Information given:
--------------------------------
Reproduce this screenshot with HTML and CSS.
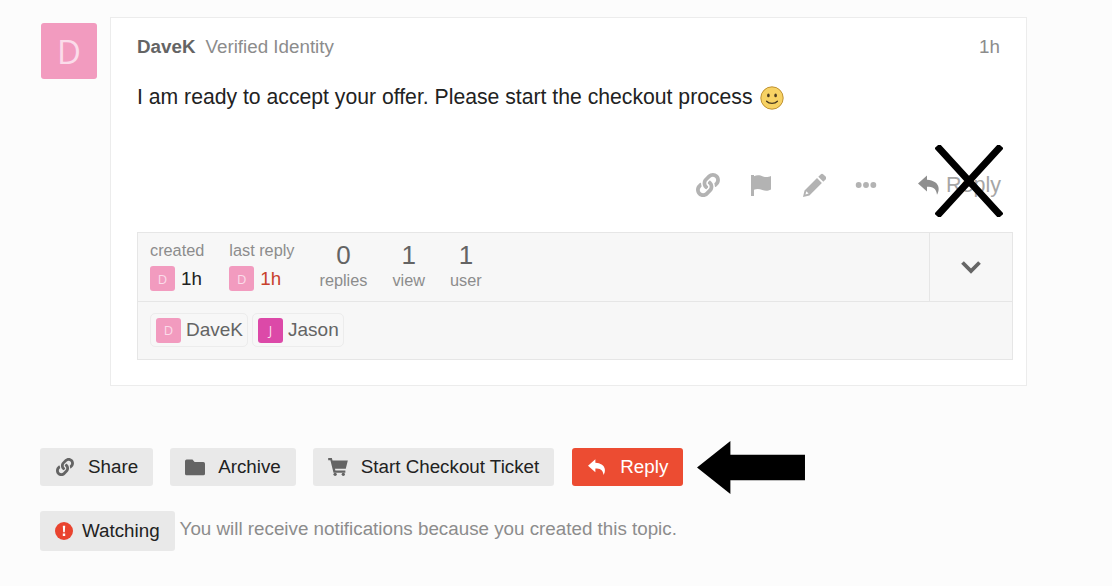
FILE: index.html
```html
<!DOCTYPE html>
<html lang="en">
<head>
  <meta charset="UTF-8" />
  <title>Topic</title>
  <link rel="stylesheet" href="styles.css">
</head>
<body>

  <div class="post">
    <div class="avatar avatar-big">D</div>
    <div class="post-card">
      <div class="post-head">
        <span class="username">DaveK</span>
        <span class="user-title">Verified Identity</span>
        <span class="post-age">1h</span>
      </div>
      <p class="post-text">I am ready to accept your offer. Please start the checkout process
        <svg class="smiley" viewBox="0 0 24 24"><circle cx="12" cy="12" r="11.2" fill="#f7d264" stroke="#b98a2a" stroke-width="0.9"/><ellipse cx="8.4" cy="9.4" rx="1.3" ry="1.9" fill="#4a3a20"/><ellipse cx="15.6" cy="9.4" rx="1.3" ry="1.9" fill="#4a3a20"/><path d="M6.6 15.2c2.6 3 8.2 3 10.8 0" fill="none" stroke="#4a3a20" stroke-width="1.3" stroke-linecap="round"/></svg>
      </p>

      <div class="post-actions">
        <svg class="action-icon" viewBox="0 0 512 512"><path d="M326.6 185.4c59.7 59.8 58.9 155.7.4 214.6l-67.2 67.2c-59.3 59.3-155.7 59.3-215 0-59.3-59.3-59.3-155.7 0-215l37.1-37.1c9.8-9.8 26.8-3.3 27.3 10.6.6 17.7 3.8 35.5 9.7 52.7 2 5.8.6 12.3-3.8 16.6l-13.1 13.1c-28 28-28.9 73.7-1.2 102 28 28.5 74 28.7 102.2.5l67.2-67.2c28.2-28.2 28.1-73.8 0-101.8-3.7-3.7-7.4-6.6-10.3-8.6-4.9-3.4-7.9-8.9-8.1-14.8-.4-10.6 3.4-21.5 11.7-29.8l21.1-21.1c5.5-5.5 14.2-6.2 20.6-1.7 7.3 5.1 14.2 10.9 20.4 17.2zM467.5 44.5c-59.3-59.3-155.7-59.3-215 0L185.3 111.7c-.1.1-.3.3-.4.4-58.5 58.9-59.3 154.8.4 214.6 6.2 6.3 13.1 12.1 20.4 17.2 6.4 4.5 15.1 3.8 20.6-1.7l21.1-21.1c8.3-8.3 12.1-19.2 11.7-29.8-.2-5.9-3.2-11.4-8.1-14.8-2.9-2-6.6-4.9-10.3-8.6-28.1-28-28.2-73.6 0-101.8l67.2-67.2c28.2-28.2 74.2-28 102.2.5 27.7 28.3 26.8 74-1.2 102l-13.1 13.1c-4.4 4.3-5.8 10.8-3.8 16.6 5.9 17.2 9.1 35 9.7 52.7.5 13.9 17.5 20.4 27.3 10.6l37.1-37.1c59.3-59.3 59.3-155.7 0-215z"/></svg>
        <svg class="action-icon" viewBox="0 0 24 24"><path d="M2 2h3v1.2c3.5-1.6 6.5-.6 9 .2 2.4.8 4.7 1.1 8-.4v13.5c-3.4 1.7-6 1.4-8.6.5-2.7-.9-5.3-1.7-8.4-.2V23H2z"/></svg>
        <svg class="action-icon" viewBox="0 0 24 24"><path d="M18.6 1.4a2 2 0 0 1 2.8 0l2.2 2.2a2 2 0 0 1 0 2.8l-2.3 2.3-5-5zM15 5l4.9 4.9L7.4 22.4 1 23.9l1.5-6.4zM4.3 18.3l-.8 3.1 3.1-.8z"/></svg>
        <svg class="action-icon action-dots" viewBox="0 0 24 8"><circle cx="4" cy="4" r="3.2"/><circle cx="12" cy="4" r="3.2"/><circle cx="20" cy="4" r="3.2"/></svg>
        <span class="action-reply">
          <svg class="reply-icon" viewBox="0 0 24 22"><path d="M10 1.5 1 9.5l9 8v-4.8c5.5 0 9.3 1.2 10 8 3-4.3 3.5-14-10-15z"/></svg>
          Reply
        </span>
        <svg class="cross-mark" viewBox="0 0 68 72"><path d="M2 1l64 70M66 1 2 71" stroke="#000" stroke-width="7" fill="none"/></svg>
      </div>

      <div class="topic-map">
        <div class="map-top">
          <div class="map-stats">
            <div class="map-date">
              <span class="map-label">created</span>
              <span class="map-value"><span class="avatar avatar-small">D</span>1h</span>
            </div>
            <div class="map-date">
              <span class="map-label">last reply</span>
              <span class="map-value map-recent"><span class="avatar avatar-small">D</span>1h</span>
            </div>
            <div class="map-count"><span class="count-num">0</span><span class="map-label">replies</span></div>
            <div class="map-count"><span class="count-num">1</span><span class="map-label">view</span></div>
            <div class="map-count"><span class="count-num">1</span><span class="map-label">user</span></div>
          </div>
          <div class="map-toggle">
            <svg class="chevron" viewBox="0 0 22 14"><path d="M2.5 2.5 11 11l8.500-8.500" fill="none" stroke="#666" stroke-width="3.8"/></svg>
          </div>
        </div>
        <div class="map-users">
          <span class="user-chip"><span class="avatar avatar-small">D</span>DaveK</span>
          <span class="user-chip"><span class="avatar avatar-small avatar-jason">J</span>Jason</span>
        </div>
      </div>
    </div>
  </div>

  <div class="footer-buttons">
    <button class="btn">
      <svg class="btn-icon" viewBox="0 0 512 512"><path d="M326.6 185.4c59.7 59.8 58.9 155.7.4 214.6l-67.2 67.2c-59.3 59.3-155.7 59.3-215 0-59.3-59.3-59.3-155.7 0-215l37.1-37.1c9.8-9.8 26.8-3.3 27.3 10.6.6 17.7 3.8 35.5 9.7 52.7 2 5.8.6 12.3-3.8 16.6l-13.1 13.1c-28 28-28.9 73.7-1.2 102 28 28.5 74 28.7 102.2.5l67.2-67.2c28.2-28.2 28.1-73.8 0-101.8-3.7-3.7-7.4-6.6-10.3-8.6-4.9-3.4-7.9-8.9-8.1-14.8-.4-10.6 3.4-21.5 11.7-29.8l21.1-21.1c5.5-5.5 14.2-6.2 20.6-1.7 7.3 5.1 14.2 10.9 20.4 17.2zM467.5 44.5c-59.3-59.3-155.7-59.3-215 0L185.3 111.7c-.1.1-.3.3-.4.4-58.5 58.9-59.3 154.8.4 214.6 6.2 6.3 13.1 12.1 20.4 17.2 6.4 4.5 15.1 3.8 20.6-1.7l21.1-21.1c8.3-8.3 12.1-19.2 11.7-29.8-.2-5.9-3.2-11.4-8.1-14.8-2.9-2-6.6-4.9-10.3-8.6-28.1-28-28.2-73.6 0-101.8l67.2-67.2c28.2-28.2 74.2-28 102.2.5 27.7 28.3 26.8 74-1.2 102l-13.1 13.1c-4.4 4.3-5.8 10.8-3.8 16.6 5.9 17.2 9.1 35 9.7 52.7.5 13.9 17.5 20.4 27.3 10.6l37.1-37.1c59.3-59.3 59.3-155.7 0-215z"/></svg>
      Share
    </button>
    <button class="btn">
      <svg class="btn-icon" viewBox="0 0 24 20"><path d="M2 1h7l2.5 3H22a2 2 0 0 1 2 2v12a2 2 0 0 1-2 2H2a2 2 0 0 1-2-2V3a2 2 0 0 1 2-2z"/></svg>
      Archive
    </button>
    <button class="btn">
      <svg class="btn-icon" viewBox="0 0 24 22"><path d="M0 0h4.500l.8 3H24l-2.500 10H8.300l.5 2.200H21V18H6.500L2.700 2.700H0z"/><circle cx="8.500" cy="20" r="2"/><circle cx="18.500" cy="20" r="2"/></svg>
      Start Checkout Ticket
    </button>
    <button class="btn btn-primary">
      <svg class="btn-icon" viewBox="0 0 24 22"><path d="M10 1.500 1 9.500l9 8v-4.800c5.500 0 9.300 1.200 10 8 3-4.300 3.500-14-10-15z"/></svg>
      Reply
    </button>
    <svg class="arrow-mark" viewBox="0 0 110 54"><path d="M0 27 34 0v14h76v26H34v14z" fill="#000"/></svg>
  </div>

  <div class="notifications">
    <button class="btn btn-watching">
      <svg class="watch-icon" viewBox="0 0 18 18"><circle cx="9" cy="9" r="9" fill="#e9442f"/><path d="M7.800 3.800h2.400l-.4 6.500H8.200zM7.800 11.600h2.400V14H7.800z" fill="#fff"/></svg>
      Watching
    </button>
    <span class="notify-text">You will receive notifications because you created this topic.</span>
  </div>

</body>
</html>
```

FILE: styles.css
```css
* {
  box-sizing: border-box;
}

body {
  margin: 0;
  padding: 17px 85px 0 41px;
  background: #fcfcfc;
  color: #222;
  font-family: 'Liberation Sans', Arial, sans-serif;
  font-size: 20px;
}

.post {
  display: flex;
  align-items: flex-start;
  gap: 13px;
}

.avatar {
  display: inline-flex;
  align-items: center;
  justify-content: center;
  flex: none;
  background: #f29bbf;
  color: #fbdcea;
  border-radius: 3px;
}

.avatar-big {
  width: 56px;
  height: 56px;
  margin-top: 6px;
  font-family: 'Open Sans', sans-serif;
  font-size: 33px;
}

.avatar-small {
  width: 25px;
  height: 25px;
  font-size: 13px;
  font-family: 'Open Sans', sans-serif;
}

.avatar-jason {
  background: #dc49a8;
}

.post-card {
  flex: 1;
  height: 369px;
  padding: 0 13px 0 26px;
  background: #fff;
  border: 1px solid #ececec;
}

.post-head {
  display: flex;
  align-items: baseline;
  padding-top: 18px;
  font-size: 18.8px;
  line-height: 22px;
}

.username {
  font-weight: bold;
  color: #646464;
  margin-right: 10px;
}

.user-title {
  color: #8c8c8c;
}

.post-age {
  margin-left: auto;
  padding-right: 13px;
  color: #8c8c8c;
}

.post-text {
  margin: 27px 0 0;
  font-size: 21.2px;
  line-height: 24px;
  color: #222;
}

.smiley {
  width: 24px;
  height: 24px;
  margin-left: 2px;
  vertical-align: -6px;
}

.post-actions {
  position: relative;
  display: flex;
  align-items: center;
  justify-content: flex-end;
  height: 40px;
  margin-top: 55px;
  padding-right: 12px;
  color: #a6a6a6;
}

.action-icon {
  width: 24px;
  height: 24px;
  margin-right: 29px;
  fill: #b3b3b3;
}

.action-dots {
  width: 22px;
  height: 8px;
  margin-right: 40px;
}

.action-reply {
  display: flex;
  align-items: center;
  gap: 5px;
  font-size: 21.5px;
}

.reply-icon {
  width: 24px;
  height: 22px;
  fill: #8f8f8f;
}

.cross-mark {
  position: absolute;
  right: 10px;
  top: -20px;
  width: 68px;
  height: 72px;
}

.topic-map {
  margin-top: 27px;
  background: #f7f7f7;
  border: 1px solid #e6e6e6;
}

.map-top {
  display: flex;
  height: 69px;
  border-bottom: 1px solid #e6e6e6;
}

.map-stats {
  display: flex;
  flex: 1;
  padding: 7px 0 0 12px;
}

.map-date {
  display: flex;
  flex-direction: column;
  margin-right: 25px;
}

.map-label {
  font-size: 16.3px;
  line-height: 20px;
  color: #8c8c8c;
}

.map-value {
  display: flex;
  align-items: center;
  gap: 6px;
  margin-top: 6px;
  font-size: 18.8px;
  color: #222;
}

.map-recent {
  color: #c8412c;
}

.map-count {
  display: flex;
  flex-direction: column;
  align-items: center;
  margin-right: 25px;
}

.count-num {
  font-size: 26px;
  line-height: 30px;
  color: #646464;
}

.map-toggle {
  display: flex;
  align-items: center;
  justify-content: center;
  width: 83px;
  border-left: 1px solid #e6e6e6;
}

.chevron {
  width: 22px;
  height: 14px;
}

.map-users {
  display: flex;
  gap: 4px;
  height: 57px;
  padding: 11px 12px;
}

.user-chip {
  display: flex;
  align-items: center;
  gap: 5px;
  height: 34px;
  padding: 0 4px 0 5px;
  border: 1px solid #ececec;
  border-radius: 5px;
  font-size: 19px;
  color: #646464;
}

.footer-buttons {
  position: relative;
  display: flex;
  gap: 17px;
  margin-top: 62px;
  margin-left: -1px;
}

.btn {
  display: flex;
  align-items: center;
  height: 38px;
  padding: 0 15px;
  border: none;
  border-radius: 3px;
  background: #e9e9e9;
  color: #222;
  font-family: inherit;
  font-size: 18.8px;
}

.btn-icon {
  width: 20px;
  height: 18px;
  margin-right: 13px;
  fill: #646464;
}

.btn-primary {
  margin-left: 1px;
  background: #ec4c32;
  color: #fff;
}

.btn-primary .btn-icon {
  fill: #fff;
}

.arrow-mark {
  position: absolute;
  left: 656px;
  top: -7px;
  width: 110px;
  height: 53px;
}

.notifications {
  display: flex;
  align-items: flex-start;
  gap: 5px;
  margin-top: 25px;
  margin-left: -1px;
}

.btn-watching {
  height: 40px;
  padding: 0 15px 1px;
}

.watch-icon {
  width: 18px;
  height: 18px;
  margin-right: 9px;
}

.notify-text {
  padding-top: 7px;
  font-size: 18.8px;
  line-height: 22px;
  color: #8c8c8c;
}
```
--------------------------------
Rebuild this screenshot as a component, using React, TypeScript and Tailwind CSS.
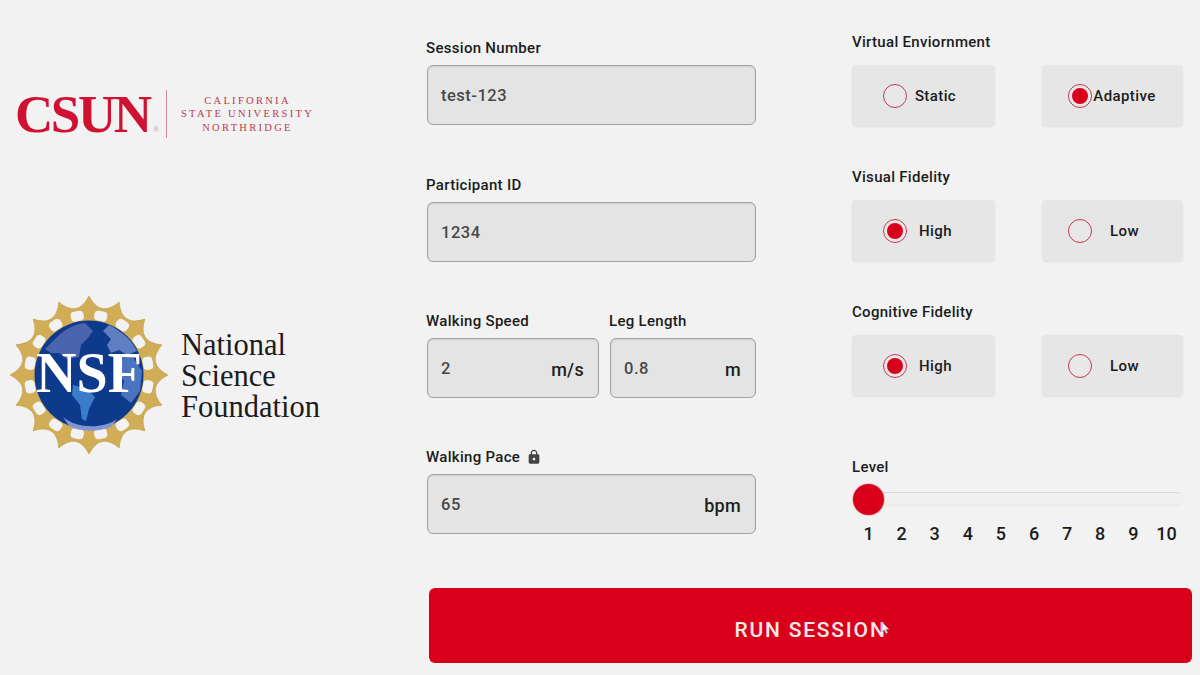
--------------------------------
What the task requires: Look through the data above. Copy every line with the string "this" in it.

Correct answer:
Reproduce this screenshot with HTML and CSS.
    <span class="notify-text">You will receive notifications because you created this topic.</span>
Rebuild this screenshot as a component, using React, TypeScript and Tailwind CSS.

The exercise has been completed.